<<<<

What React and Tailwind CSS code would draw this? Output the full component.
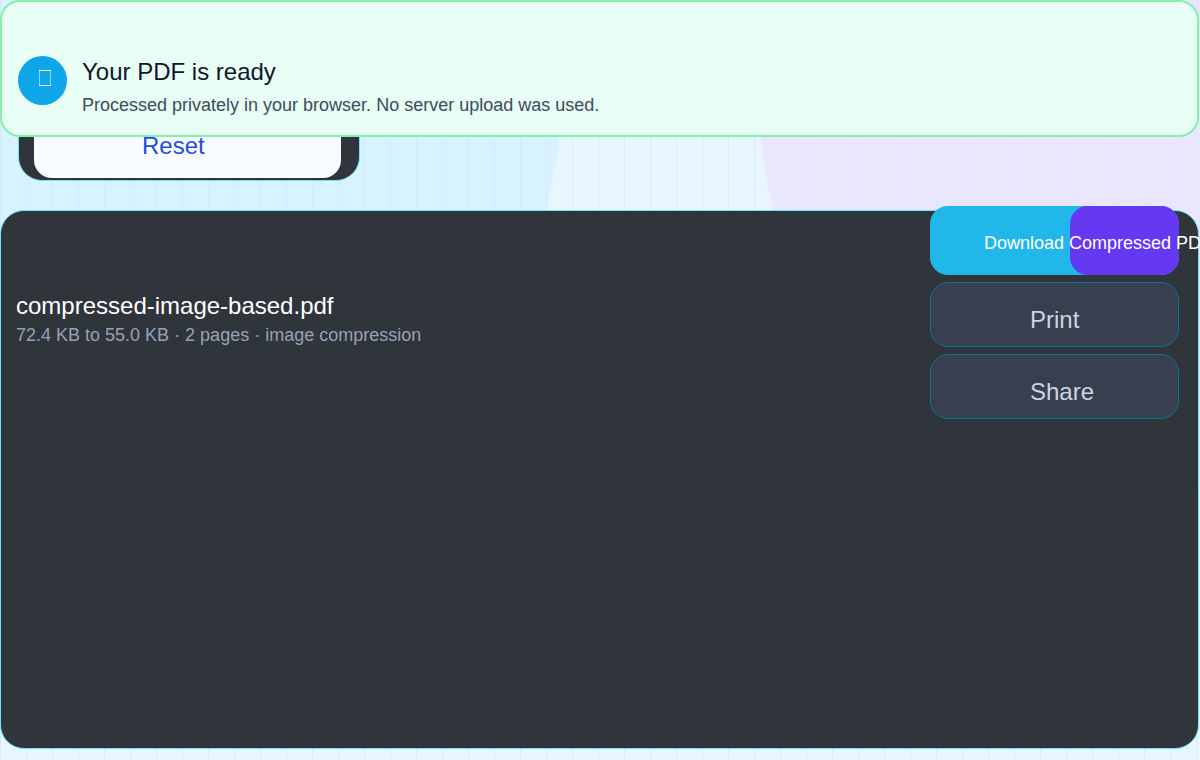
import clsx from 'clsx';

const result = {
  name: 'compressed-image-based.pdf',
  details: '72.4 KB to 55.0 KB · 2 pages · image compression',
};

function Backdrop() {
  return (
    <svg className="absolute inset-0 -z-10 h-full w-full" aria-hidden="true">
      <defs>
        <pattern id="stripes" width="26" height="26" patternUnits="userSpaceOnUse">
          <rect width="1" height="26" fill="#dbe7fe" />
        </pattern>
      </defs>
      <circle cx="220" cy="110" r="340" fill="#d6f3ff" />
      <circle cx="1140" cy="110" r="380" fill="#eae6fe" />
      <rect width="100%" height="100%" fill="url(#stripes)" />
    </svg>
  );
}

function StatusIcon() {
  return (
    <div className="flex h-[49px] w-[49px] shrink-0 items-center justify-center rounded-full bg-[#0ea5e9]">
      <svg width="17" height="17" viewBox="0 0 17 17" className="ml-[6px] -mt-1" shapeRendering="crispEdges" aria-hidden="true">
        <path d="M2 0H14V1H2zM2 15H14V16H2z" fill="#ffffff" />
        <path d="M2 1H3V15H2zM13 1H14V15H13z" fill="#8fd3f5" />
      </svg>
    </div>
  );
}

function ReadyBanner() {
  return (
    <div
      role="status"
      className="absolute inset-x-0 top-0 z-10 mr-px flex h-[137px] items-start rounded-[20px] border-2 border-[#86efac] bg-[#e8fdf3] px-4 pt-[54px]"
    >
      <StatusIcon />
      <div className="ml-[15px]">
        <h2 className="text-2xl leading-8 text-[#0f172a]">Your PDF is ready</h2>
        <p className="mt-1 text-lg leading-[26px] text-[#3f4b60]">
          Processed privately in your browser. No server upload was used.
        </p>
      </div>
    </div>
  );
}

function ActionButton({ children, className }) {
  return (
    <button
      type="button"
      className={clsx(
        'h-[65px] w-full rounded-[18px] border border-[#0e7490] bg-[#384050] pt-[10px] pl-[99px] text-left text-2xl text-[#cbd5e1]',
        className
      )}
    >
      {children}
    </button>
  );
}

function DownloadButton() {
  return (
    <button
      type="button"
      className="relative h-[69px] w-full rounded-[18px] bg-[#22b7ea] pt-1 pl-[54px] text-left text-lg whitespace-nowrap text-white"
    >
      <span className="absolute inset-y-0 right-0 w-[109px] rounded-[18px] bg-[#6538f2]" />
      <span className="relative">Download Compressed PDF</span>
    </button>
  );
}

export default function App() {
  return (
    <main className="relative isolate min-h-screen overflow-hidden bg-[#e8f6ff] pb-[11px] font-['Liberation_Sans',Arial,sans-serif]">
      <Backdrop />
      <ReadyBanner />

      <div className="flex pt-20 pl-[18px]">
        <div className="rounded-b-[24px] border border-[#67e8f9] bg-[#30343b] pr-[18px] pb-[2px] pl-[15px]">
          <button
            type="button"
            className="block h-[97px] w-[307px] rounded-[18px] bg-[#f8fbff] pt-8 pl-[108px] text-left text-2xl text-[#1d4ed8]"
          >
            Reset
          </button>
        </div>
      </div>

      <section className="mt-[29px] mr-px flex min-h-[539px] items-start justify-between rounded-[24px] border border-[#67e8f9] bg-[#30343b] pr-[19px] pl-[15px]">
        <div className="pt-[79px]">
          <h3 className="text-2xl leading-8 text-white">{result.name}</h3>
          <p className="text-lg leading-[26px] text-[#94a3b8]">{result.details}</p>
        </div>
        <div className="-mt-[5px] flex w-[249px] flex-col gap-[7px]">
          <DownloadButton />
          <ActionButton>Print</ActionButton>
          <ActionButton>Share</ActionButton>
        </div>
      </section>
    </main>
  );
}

>>>>
<<<<

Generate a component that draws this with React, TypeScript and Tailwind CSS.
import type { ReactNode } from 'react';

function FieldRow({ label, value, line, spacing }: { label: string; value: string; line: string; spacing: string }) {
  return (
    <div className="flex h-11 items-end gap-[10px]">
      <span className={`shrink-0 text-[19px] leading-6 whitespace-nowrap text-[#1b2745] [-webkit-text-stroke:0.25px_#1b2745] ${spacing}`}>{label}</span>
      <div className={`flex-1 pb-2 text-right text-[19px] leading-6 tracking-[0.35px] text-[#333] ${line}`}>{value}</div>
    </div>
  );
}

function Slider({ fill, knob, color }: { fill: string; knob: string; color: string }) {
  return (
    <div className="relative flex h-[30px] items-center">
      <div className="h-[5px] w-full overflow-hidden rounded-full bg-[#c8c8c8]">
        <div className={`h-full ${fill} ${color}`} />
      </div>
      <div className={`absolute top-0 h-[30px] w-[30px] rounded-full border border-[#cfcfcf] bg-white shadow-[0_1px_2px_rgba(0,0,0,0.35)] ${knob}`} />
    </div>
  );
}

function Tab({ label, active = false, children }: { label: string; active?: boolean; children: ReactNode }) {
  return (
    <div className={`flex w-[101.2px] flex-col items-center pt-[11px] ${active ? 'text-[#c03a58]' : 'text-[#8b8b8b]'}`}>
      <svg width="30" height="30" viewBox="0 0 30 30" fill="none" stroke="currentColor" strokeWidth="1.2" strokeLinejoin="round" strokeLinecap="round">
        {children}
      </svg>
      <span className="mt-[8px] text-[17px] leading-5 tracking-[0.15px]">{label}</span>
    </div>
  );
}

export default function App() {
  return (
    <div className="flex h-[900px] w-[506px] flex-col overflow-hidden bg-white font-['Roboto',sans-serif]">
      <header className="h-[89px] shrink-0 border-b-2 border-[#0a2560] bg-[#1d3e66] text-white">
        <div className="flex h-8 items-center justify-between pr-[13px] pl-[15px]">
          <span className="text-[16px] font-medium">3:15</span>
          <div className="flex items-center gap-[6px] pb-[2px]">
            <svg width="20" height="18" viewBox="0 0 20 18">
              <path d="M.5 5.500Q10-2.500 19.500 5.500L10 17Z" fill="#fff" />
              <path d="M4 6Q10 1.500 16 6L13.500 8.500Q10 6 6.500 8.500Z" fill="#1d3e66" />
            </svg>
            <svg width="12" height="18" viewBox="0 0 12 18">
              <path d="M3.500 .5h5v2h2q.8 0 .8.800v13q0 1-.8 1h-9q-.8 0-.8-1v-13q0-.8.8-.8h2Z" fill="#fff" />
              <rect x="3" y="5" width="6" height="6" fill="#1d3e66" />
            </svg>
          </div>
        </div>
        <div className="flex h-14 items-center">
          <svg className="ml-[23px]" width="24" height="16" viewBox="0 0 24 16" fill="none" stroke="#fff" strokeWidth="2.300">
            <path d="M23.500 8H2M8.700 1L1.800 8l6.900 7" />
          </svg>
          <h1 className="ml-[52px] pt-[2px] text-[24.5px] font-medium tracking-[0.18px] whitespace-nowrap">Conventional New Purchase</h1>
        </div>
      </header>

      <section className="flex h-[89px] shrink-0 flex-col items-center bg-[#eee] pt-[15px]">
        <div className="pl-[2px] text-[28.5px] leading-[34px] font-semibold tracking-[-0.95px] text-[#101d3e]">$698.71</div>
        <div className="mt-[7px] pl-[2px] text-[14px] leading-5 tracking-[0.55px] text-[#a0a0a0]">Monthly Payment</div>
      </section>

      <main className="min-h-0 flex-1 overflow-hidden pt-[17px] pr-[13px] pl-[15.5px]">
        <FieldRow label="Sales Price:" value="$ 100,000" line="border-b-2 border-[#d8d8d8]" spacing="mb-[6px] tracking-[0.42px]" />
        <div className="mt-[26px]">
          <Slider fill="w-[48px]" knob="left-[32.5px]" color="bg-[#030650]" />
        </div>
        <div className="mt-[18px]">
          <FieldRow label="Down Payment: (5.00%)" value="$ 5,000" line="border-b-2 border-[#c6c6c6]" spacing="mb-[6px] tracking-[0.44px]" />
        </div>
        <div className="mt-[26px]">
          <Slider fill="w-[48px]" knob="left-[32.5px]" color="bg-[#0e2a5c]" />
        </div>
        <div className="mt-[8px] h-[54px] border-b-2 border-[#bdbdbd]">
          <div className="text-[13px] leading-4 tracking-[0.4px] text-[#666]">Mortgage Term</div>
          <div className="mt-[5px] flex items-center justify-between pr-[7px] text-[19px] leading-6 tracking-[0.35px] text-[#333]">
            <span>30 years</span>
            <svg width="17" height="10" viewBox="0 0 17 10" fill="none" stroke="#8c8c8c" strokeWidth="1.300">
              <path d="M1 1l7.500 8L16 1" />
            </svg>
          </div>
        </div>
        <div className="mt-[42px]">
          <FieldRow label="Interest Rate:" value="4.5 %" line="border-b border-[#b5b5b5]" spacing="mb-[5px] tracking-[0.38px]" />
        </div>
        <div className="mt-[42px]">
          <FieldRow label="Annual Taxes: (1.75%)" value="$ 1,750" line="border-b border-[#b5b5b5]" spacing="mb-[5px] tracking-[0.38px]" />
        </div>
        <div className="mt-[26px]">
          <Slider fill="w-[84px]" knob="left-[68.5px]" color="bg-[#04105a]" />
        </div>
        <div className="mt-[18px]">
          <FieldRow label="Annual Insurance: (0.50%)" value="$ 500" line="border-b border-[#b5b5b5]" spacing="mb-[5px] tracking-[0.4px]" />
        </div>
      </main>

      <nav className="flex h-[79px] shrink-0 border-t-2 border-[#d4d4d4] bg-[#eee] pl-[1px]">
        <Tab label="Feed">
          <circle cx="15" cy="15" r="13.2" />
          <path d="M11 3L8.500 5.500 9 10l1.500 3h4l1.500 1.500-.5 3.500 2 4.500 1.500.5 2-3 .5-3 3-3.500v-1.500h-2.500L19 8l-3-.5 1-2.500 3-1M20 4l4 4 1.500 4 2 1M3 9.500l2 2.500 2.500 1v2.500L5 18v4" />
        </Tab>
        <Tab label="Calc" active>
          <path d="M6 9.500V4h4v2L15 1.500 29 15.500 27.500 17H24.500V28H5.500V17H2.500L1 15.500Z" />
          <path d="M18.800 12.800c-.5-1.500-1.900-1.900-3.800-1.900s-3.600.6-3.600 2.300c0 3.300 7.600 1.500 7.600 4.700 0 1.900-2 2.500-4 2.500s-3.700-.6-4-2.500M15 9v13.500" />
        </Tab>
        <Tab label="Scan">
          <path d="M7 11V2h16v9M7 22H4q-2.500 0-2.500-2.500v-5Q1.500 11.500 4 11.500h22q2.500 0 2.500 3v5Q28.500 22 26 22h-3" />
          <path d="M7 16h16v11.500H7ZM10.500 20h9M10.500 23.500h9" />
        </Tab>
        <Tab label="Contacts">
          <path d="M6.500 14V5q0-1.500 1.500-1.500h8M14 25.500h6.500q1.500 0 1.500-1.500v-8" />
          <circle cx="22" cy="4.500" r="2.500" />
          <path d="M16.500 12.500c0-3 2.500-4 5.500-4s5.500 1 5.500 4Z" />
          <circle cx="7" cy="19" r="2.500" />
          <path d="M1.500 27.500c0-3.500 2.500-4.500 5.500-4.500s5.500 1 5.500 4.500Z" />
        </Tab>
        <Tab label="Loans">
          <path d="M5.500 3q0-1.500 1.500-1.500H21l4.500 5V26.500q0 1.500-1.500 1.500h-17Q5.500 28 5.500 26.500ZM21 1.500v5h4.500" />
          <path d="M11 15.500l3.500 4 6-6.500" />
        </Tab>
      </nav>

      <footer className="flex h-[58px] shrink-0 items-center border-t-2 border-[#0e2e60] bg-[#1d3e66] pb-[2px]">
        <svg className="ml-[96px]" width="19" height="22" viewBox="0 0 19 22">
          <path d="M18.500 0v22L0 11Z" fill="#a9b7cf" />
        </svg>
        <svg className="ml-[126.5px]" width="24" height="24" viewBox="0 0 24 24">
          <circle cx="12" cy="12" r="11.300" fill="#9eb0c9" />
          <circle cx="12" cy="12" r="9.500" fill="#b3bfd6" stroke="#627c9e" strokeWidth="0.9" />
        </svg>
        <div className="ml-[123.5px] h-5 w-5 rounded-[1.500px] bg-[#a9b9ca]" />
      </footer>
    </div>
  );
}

>>>>

WORK TO DO:
Report how many lines in this data include the string "Tailwind", and nothing else.

FINISHED ANSWER:
2